**What the task requires**
How many lines in the listing below include the word "that"? Answer with the number and nothing else.
========
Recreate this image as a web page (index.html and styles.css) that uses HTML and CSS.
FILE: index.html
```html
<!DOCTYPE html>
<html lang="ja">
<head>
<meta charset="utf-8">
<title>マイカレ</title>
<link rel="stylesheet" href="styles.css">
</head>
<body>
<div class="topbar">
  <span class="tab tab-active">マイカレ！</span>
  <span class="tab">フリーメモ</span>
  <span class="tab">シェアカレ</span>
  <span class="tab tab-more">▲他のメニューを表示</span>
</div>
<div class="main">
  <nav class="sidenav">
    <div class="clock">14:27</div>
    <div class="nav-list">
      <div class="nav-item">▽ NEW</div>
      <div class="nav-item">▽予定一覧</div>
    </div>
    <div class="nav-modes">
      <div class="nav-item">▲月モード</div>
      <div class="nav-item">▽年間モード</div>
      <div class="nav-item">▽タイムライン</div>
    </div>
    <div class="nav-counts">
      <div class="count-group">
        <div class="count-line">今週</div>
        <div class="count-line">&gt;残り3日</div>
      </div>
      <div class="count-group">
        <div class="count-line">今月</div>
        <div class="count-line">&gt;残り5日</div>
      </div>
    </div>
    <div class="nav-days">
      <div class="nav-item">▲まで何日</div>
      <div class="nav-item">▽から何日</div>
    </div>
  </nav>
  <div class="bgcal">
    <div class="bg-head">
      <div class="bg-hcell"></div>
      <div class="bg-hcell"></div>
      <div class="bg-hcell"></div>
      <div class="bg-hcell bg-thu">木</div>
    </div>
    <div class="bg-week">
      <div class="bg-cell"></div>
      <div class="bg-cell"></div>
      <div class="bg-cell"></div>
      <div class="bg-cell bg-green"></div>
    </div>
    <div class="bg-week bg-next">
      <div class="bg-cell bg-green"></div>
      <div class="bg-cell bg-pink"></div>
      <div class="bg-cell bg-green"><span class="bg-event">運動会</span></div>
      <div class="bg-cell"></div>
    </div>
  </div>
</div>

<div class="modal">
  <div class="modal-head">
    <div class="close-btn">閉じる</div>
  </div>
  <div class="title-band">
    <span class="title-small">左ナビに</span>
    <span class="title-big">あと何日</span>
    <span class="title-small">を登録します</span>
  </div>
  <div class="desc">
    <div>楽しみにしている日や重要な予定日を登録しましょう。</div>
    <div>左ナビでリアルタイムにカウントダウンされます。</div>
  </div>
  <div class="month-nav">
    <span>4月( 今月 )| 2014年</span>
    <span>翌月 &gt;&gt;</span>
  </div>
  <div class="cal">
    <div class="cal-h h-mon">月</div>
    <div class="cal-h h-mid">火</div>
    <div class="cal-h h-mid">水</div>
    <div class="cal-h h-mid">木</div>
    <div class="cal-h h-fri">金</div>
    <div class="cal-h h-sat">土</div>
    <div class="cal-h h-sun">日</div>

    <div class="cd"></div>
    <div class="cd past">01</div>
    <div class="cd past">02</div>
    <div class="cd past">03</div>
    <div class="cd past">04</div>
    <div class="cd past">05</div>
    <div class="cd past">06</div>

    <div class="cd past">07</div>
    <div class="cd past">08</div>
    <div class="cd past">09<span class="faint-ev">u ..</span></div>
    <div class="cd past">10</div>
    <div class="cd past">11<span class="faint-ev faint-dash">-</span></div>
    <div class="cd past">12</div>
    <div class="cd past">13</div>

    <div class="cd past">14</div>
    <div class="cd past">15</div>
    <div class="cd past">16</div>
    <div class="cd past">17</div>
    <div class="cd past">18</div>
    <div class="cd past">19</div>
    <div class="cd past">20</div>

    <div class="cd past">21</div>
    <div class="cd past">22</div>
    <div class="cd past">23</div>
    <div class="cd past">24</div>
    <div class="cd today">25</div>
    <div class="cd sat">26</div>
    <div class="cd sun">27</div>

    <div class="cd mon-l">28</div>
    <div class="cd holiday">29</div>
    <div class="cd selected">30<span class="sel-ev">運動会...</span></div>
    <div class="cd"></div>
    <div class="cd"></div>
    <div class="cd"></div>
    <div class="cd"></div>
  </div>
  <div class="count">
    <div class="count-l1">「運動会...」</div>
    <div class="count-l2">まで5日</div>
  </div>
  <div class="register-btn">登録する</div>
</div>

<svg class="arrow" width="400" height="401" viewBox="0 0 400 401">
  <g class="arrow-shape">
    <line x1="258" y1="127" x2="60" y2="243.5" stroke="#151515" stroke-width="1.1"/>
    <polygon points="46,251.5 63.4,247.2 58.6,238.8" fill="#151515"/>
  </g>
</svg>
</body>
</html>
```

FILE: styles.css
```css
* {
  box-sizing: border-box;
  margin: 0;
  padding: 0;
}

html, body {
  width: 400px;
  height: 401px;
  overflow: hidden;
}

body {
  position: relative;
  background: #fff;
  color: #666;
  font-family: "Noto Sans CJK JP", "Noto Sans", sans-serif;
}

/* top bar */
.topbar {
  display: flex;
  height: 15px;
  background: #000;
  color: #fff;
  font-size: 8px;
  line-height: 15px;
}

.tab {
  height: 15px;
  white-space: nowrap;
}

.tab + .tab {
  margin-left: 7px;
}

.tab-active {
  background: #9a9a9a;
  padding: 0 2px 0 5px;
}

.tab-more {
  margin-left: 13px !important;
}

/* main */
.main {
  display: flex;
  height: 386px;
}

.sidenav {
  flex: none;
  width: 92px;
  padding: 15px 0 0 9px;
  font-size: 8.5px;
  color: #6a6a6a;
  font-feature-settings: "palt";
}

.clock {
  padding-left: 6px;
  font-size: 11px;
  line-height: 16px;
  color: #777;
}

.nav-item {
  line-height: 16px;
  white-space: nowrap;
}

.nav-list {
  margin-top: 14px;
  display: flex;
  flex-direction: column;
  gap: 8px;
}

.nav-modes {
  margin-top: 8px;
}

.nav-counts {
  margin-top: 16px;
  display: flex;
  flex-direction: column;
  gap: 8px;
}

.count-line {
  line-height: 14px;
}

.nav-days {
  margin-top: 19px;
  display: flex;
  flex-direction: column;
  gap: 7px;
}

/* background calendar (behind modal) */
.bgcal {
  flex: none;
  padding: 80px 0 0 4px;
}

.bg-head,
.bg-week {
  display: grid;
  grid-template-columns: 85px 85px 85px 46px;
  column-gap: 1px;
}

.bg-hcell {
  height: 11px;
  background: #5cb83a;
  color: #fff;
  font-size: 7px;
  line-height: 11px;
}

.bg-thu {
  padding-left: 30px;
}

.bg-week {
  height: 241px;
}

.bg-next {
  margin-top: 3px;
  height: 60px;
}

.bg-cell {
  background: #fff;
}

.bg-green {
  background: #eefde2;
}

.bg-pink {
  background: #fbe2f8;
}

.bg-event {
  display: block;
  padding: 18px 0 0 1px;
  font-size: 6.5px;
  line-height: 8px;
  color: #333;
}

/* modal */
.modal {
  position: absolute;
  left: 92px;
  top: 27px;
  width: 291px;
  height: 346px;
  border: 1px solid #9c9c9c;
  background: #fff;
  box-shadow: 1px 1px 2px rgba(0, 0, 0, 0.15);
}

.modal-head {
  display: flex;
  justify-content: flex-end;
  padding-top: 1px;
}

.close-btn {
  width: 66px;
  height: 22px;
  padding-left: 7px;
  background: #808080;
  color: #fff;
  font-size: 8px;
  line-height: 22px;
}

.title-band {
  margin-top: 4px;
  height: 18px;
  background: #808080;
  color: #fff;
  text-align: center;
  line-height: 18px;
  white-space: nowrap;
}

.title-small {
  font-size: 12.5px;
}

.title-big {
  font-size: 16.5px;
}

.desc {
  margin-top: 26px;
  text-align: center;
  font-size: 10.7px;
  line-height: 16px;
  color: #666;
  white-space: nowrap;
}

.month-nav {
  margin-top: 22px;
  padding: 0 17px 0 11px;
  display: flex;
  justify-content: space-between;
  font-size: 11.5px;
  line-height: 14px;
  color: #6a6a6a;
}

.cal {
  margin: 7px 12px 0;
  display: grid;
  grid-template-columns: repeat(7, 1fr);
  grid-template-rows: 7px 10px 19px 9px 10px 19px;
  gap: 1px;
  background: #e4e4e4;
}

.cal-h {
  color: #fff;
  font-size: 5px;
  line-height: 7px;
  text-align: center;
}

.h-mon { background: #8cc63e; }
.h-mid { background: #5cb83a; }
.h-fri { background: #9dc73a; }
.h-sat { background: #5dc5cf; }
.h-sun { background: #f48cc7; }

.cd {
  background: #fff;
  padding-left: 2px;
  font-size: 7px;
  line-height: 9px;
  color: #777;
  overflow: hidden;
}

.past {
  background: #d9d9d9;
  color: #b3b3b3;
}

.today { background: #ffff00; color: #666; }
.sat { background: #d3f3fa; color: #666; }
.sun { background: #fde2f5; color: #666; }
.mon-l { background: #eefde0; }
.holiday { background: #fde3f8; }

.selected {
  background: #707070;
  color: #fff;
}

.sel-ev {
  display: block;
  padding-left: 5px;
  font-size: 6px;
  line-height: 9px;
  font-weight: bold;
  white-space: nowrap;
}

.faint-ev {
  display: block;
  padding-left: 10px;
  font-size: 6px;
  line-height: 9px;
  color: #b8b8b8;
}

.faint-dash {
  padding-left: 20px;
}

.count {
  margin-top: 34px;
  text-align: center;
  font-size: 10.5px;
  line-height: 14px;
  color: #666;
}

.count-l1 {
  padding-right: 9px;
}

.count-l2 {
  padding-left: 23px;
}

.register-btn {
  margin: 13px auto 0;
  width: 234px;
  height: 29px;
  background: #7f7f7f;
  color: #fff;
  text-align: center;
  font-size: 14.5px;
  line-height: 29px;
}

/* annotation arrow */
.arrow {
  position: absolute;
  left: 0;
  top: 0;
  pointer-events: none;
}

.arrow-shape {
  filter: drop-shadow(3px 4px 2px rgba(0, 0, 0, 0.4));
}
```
========
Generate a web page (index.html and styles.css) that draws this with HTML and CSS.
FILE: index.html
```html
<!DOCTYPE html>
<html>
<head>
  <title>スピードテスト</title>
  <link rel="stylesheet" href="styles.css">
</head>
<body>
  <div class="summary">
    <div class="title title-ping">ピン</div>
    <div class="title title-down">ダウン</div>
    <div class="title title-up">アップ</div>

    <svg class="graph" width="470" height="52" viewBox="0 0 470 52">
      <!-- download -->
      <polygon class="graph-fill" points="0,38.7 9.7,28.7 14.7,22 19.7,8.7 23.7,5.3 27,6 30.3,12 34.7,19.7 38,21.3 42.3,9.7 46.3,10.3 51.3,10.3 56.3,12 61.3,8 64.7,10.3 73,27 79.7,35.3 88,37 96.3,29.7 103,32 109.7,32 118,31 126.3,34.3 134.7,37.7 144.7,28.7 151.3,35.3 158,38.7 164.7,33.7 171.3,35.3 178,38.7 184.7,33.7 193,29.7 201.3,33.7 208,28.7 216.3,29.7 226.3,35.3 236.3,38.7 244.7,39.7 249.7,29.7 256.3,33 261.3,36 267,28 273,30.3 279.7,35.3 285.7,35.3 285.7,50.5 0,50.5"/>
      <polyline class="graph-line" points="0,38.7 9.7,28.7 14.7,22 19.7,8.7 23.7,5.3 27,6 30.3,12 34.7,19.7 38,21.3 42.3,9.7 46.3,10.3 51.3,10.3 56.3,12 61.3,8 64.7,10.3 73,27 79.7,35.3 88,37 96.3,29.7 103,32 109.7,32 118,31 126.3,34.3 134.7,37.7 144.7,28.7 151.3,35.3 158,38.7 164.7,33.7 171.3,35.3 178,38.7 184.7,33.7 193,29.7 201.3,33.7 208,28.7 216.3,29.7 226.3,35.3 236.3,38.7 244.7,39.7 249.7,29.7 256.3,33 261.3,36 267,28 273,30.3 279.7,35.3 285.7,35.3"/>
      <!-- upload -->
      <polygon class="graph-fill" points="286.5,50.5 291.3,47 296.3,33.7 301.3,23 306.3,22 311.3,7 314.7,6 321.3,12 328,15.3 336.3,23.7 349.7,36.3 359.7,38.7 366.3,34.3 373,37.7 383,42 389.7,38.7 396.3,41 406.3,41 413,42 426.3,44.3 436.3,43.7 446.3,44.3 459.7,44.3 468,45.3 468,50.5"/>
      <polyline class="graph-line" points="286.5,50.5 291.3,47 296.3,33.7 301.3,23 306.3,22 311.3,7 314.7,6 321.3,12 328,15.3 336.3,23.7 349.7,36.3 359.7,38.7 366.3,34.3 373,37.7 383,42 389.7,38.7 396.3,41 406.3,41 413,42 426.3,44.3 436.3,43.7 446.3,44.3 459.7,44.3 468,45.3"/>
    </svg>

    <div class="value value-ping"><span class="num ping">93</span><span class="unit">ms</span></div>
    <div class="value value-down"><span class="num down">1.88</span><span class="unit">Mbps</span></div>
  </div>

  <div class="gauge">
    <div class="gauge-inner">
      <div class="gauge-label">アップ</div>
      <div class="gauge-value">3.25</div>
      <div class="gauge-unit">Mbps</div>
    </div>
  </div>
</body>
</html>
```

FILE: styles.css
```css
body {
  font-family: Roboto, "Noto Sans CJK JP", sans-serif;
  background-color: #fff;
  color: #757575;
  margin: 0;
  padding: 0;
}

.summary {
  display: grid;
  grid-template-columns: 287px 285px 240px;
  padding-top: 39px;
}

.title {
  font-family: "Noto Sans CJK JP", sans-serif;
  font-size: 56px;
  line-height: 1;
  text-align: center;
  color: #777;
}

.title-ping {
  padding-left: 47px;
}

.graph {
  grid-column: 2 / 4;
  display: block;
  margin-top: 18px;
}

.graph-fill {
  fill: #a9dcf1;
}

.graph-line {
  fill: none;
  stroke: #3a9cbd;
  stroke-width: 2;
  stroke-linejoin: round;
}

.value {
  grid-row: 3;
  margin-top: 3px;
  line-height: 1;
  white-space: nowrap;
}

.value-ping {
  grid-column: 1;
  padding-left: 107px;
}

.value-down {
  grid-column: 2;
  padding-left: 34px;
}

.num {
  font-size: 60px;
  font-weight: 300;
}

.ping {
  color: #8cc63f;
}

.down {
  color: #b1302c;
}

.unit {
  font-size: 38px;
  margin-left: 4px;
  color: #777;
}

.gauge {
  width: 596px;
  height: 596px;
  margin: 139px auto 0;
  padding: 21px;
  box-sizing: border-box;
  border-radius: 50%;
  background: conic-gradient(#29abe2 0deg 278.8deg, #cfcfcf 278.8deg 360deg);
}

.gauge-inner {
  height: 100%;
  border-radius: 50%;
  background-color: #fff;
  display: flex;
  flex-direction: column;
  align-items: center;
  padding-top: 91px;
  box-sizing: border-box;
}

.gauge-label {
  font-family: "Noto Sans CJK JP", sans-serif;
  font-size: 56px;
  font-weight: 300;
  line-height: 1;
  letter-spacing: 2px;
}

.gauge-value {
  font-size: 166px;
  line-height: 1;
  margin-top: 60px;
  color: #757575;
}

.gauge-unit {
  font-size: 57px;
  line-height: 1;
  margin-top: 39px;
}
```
========
**Full response**
2